Crews called Mark Kloostra, a Special Agent with the Bureau of Alcohol, Tobacco and Firearms, as a witness at the hearing and the Government cross-examined him. Agent Kloostra testified that he has approximately 19 years of experience in narcotics investigations. He has been involved in numerous cases involving crack cocaine and has observed crack cocaine on hundreds of occasions. (9/4/09 Tr. at 24). He personally observed the substance that was seized from Crews on January 8, 2007, the day that Crews was arrested. In addition, during his testimony on September 4, 2009, Agent Kloostra was asked to visually observe the Government's Exhibit 2, the actual controlled substance at issue. (9/4/09 Tr. at 23 24). Agent Kloostra testified that, based upon his knowledge, training and experience, he is of the opinion that the substance seized from Crews is crack cocaine. See United States v. Nailor, 1999 WL 357763 (6th Cir. 1999). This Court found Agent Kloostra to be a credible witness and fully credits his testimony.

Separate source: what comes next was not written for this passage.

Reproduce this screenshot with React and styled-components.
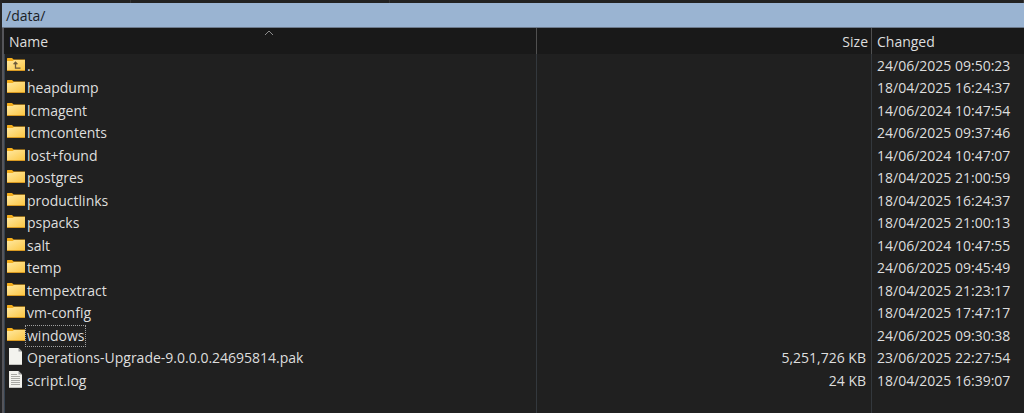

The Court notes that during the hearing, Defense Counsel asked Agent Kloostra whether he agreed with the following definition of crack: "crack is the street name for a form of cocaine base, usually prepared by processing cocaine hydrochloride and sodium bicarbonate, and usually appearing in a lumpy, rock-like form." (9/4/09 Tr. at 22). To the extent that Defense Counsel was attempting to argue that the Government has not met its burden because it did not present evidence that the substance at issue contained sodium bicarbonate, the Court rejects that position. That argument has been repeatedly rejected because "the presence of sodium bicarbonate is not a necessary prerequisite to a district court's factual determination that cocaine base is crack." Jones, supra, at 983; see also United States v. Monroe, 90 Fed.Appx. 460, 464-65 (6th Cir. 2004).
CONCLUSION
Accordingly, having considered the testimony and exhibits presented by the parties at the September 4, 2009 evidentiary hearing, this Court finds that the Government has shown by a preponderance of the evidence that the substance possessed by Crews was crack cocaine.